I would never consider Pokemon games to be complicated. The last time a Pokemon game gave me any genuine grief would be in Black and White. It seems that the main story of Pokemon games got easier over time. To make things more interesting, I tend to impose challenges on myself. In Brilliant Diamond and Shining Pearl’s case, I tried beating the game with only one Pokemon, my first one. Sadly, this did nothing to improve the game’s challenge since I could still barrel through the game like it was nothing.

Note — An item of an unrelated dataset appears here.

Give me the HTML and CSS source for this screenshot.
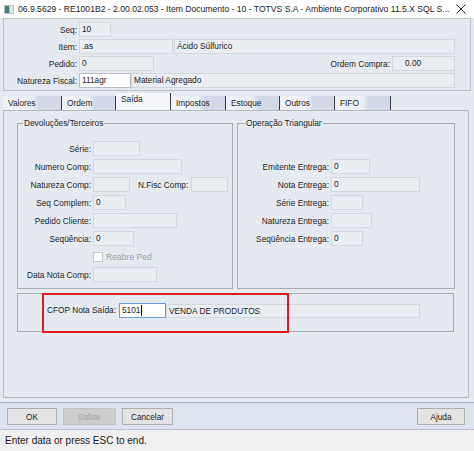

Pokemon games are designed with a younger, more casual demographic in mind. That said, I think Brilliant Diamond and Shining Pearl are a walk in the park (literally in some cases). Even with the challenge of only using one Pokemon looming over my head, at no point did I ever feel like I had to plan my next move carefully. Once I had my Pokemon’s moveset decided, everything became trivial. It isn’t bad for more casual players, but it could be dull for more seasoned players.

Brilliant Diamond and Shining Pearl One Punch Mon
My personal recipe for success.

While Brilliant Diamond and Shining Pearl’s faithfulness to its original is its biggest strength, it brought some baffling design choices with it. Sword and Shield brought many quality-of-life improvements to Pokemon, almost none of which are in Brilliant Diamond and Shining Pearl. Raising competitive Pokemon is like it was back in 2006: tedious and ambiguous. There are no hidden abilities, no hyper training, no way to change a Pokemon’s ability, and the arbitrary maximum for feeding your Pokemon vitamins is back. What’s worse, the features they did decide to keep are things like the mandatory EXP Share. The inclusion of the Exp Share is not a bad thing, but its mandate is where I have a problem.

Pokemon Brilliant Diamond and Shining Pearl are perfect for those who’ve never played the DS Pokemon games or wanted to revisit those old games. They are, in my opinion, the best way to experience Diamond and Pearl. That said, it regresses in many ways compared to Sword and Shield, and it offers very little in the form of a meaningful challenge. I can easily recommend Brilliant Diamond and Shining Pearl to young kids and casual gamers.